Google published a white paper on May 28 that every SRE should read.
It details how they're architecting a new foundation for reliability with three core components: AI Operator (autonomous mitigation agents), Actus (strict execution guardrails), and IRM Analyzer (continuous evaluation pipelines grounded in human operational memory). The goal: safely govern high-velocity agentic software development at Google's scale. Rootly
I've been building toward the same architecture from the ground up for couple of months not inside Google, but as an independent practitioner trying to solve the same problem for teams who don't have Google's infrastructure or runway.
Reading the whitepaper, I found that every component Google named maps directly to something already in the agentsre library or this series. This post maps them side by side.
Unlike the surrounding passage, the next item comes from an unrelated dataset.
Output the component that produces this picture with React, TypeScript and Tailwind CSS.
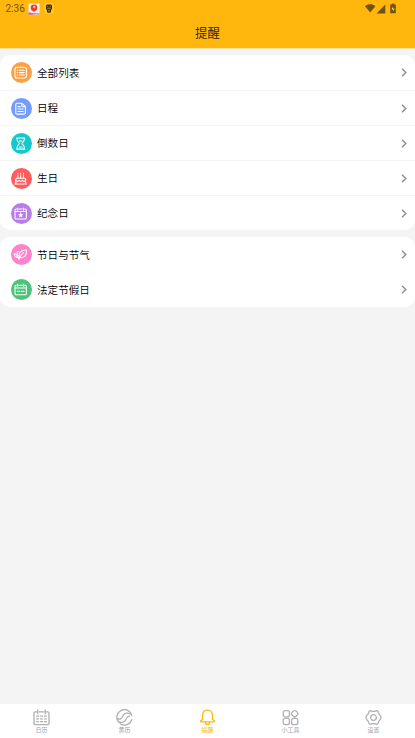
import type { ReactNode } from 'react'

interface Item {
  label: string
  color: string
  icon: ReactNode
}

const REMINDERS: Item[] = [
  {
    label: '全部列表',
    color: 'bg-[#ff9f43]',
    icon: (
      <>
        <rect x="5" y="5.3" width="11.4" height="10.6" rx="2" />
        <path d="M7.2 8.2h.3M9.2 8.2h5M7.2 10.6h.3M9.2 10.6h5M7.2 13h.3M9.2 13h5" />
      </>
    ),
  },
  {
    label: '日程',
    color: 'bg-[#729cff]',
    icon: (
      <>
        <path d="M11.8 5.2H7a1.2 1.2 0 0 0-1.2 1.2v8.5A1.2 1.2 0 0 0 7 16.1h7.2a1.2 1.2 0 0 0 1.2-1.2V8.6l-3.6-3.4v2.5a.9.9 0 0 0 .9.9h2.7" />
        <path d="M8 8.6h2.2M8 11h5.2M8 13.4h5.2" />
      </>
    ),
  },
  {
    label: '倒数日',
    color: 'bg-[#12c9cc]',
    icon: (
      <>
        <path d="M6.6 5h8.2M6.6 16.1h8.2M7.2 5v2.1c0 1.8 2.1 2.2 2.1 3.4s-2.1 1.8-2.1 3.5v2.1M14.2 5v2.1c0 1.8-2.1 2.2-2.1 3.4s2.1 1.8 2.1 3.5v2.1" />
        <path d="M9.4 8h2.6M9.4 14h2.6" />
      </>
    ),
  },
  {
    label: '生日',
    color: 'bg-[#ff5c5c]',
    icon: (
      <>
        <path d="M4.8 15.9h11.8M5.8 15.7v-4.5a1 1 0 0 1 1-1h7.8a1 1 0 0 1 1 1v4.5" />
        <path d="M5.8 12.3l1.6 1.3 1.7-1.3 1.6 1.3 1.7-1.3 1.6 1.3 1.6-1.3M7.9 7.4v2.7M10.7 7.4v2.7M13.5 7.4v2.7" />
        <path d="M7.9 5.3v.7M10.7 5.3v.7M13.5 5.3v.7" />
      </>
    ),
  },
  {
    label: '纪念日',
    color: 'bg-[#b97de8]',
    icon: (
      <>
        <path d="M5 8.5h11.4M7.8 4.9v2.2M13.6 4.9v2.2M6.6 6h-.4A1.2 1.2 0 0 0 5 7.2v7.5a1.2 1.2 0 0 0 1.2 1.2h9a1.2 1.2 0 0 0 1.2-1.2V7.2A1.2 1.2 0 0 0 15.2 6h-.4M9.2 6h3" />
        <path d="M10.7 9.9l.7 1.4 1.5.2-1.1 1.1.2 1.5-1.3-.7-1.3.7.2-1.5-1.1-1.1 1.5-.2z" fill="white" strokeWidth="0.4" />
      </>
    ),
  },
]

const HOLIDAYS: Item[] = [
  {
    label: '节日与节气',
    color: 'bg-[#ff82cc]',
    icon: (
      <>
        <path d="M9.6 13.4C7.9 9.4 10.6 6.1 16.5 5.8c.3 5-1.8 8.6-6.9 7.6z" />
        <path d="M13.4 8.7c-2.3 1.5-3.6 3.5-4.4 6.6-.5-1.5-1.3-2.6-2.6-3.4" />
        <path d="M8.3 13.4c-2.5.3-4-1.3-4.1-3.6 2.2-.2 4 1.1 4.1 3.6zM7.2 8.9c0-1 .6-1.6 1.4-1.7" />
      </>
    ),
  },
  {
    label: '法定节假日',
    color: 'bg-[#4fc27a]',
    icon: (
      <>
        <path d="M5 9h11.4M7.6 5v2.2M13.8 5v2.2M6.4 6.2h-.2A1.2 1.2 0 0 0 5 7.4v7.2a1.2 1.2 0 0 0 1.2 1.2h9a1.2 1.2 0 0 0 1.2-1.2V7.4a1.2 1.2 0 0 0-1.2-1.2H15M9 6.2h3.4" />
        <path d="M7.4 12.4h2.4M11.6 12.4H14" strokeWidth="1.2" />
      </>
    ),
  },
]

const TABS = [
  {
    label: '日历',
    icon: (
      <>
        <path d="M3.8 2.8H2.2A1.2 1.2 0 0 0 1 4v10.4a1.2 1.2 0 0 0 1.2 1.2h12.6a1.2 1.2 0 0 0 1.2-1.2V4a1.2 1.2 0 0 0-1.2-1.2h-1.6M4.8 1v3.8M12.2 1v3.8M6.3 2.8h4.5" />
        <path d="M3.7 7.2h1.8M7.6 7.2h1.8M11.5 7.2h1.8M3.7 9.9h1.8M7.6 9.9h1.8M11.5 9.9h1.8M3.7 12.7h1.8M7.6 12.7h1.8M11.5 12.7h1.8" />
      </>
    ),
  },
  {
    label: '黄历',
    icon: (
      <>
        <path d="M15.8 6.4A7.6 7.6 0 1 0 2.2 12.6" />
        <path d="M4.2 14.7a7.6 7.6 0 0 0 11.6-4.1" />
        <path d="M1.2 9.6c3 1.2 4.6.2 5.4-2 .8-2.4 2.4-3.7 5.2-3.5 1.2.1 2.2.5 3 1.2" />
        <path d="M2.6 13c4 1.1 6.6-.3 7.6-3.1.5-1.6 1.3-2.5 3.2-2.8" />
      </>
    ),
  },
  {
    label: '提醒',
    icon: (
      <>
        <path d="M8.5 1.2C5.3 1.2 3.5 3.5 3.5 6.6V10c0 1.3-2.1 1.4-2.1 2.2 0 .4.5.6 1 .6h12.2c.5 0 1-.2 1-.6 0-.8-2.1-.9-2.1-2.2V6.6c0-3.1-1.8-5.4-5-5.4z" />
        <path d="M6.4 13c0 1.6.8 2.5 2.1 2.5s2.1-.9 2.1-2.5" />
      </>
    ),
  },
  {
    label: '小工具',
    icon: (
      <>
        <rect x="1.2" y="1.6" width="6.2" height="6.2" rx="1.9" />
        <rect x="9.9" y="1.9" width="5.6" height="5.6" rx="1.9" transform="rotate(45 12.7 4.7)" />
        <rect x="1.2" y="9.4" width="6.2" height="6.2" rx="1.9" />
        <rect x="9.6" y="9.4" width="6.2" height="6.2" rx="1.9" />
      </>
    ),
  },
  {
    label: '设置',
    icon: (
      <>
        <path d="M5.3 1.7c1 0 1.9.8 3.2.8s2.2-.8 3.2-.8c1.2.2 1.6 1.1 1.8 2.1.2 1.2.7 1.8 1.6 2.5 1.2 1 1.2 3.4 0 4.4-.9.7-1.4 1.3-1.6 2.5-.2 1-.6 1.9-1.8 2.1-1 0-1.9-.8-3.2-.8s-2.2.8-3.2.8c-1.2-.2-1.6-1.1-1.8-2.1-.2-1.2-.7-1.8-1.6-2.5-1.2-1-1.2-3.4 0-4.4.9-.7 1.4-1.3 1.6-2.5.2-1 .6-1.9 1.8-2.1z" />
        <path d="M10.9 6.9A2.9 2.9 0 0 0 5.7 9.2M6.1 10.1a2.9 2.9 0 0 0 5.2-2.3" />
      </>
    ),
  },
]

function StatusBar() {
  return (
    <div className="flex h-[17px] items-center pl-[5.5px] pr-[17px] text-[#72530e]">
      <span className="mt-px font-['Roboto',sans-serif] text-[10px] leading-none">2:36</span>
      <svg className="ml-[3px]" width="12" height="12" viewBox="0 0 12 12">
        <rect x="0.5" y="0.5" width="11" height="11" fill="#fff3e9" />
        <path d="M.5 8.7l3 1 8 .4v1.4H.5z" fill="#c598ed" />
        <path d="M.5 10.1l5 .3v1.1h-5z" fill="#fb503b" />
        <path d="M4.3 6.8h3.4l-.9 2H5.2z" fill="#ee6244" />
        <circle cx="6" cy="4.7" r="3.3" fill="#ee3a24" />
        <circle cx="6.2" cy="4" r="1.2" fill="#ffb799" />
      </svg>
      <svg className="ml-[4px]" width="10" height="11" viewBox="0 0 10 11">
        <rect width="10" height="11" rx="2" fill="#ffc528" />
        <path d="M3 1.5h4l1 1V6L7 7v2l-1 .8H4L3 9V7L2 6V2.5z" fill="#392b12" />
        <path d="M3.2 3.2h1M5.8 3.2h1M3.2 5.2h3.6M4 7.8h2" stroke="#ffc528" strokeWidth="0.7" />
      </svg>
      <svg className="-mt-px ml-auto" width="33" height="11" viewBox="0 0 33 11" fill="currentColor">
        <path d="M0 3.2C3.2.7 7.2.7 10.4 3.2L5.2 9.6z" />
        <path d="M20.3 1.6v8.8h-8.8z" />
        <path d="M25.2 1.4h1.5V.5h2.6v.9h1.5v8.8h-5.6z" />
        <path d="M27.9 3.4v2h1.5L28 8.6V6.5h-1.4z" fill="#ffdc7c" />
      </svg>
    </div>
  )
}

function Row({ item, divider }: { item: Item; divider: boolean }) {
  return (
    <li className={`flex h-[35px] items-center pl-[10.5px] pr-[8px] ${divider ? 'border-t border-[#f4f4f4]' : ''}`}>
      <span className={`flex size-[21px] shrink-0 rounded-full ${item.color}`}>
        <svg className="-ml-[0.5px]" width="21" height="21" viewBox="0 0 21 21" fill="none" stroke="white" strokeWidth="1.05" strokeLinecap="round" strokeLinejoin="round">
          {item.icon}
        </svg>
      </span>
      <span className="ml-[5.5px] mt-px text-[10.6px] font-[350] leading-none text-black">{item.label}</span>
      <svg className="ml-auto" width="6" height="9" viewBox="0 0 6 9" fill="none" stroke="#929292" strokeWidth="1.5">
        <path d="M1 .8l3.8 3.7L1 8.2" />
      </svg>
    </li>
  )
}

function Card({ items, divided = false }: { items: Item[]; divided?: boolean }) {
  return (
    <ul className="overflow-hidden rounded-[10px] bg-white">
      {items.map((item, i) => (
        <Row key={item.label} item={item} divider={divided && i > 0} />
      ))}
    </ul>
  )
}

export default function App() {
  return (
    <div className="flex h-screen flex-col bg-[#f4f4f4] font-['Noto_Sans_CJK_SC',sans-serif]">
      <header className="h-[48px] shrink-0 bg-[#ffb70d]">
        <StatusBar />
        <h1 className="flex h-[33px] items-center justify-center text-[12.5px] font-[350] leading-none text-[#211a0a]">提醒</h1>
      </header>
      <div className="h-px shrink-0 bg-[#fbe1a0]" />

      <main className="flex flex-1 flex-col gap-[7px] pt-[6px]">
        <Card items={REMINDERS} divided />
        <Card items={HOLIDAYS} />
      </main>

      <nav className="grid h-[34px] shrink-0 grid-cols-5 bg-white">
        {TABS.map((tab) => {
          const active = tab.label === '提醒'
          return (
            <button key={tab.label} className={`flex flex-col items-center pt-[5px] ${active ? 'text-[#ffb70d]' : 'text-[#b0b0b0]'}`}>
              <svg width="17" height="17" viewBox="0 0 17 17" fill="none" stroke="currentColor" strokeWidth="1.3" strokeLinecap="round" strokeLinejoin="round">
                {tab.icon}
              </svg>
              <span className={`text-[6px] leading-[7px] ${active ? '' : 'text-[#9b9fa5]'}`}>{tab.label}</span>
            </button>
          )
        })}
      </nav>
    </div>
  )
}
Google's Actus → Pre-Action SRE Gate
Actus is Google's physical execution control plane for safe autonomous mitigation — it bounds what an agent can do in production with strict policy enforcement before any action executes. Rootly
That's exactly what the Pre-Action SRE Gate does. Three checks before any autonomous action: error budget remaining (does the system have headroom?), AQDD state (can humans course-correct if this goes wrong?), and HER trend (is this agent already outside its reliable envelope?). If any check fails — agent escalates, does not act.
Google built Actus at the infrastructure level for internal systems. The Pre-Action Gate is the same pattern implemented as a Lambda + CloudWatch + DynamoDB pattern any AWS team can deploy this week.
Google's IRM Analyzer → DQR + RTD
IRM Analyzer is Google's continuous evaluation pipeline that captures human operational memory and runs nightly evaluations to prove agent readiness before deployment and during operation. Rootly
Two metrics from this series do the same work:
DQR (Decision Quality Rate) — is the agent's output correct? Measured continuously, not just at deployment.
RTD (Reasoning Trace Depth) — is the agent's reasoning stable? Re-planning cycles per task. Rises before DQR falls.
Google runs nightly evals against a corpus of human-validated incidents. For teams without that corpus, DQR and RTD measured in 30-day shadow mode are the approximation that's achievable without Google's internal incident database.
Google's AI Operator → The agent that needs ARO
Google SRE has AI agents that continuously monitor and improve playbooks and production documentation based on their usage during incidents. AI agents can also generate new playbooks from incidents. Nova AI Ops
This is AI Operator in action. And it's exactly the class of agent that needs Agent Reliability Ownership (ARO) registration — a named owner, a defined blast radius, and an escalation path — before it starts writing to production documentation.
An agent that can modify runbooks is an agent that can corrupt the guidance every human SRE relies on during an incident. Blast radius definition isn't optional for that class of agent. It's the most important governance artifact you have.
The gap Google doesn't address — fleet governance
Google's whitepaper covers individual agent governance well. What it doesn't cover — because at Google's scale it's a different problem — is fleet-level governance for teams where engineers are deploying their own agent workflows alongside platform-deployed agents.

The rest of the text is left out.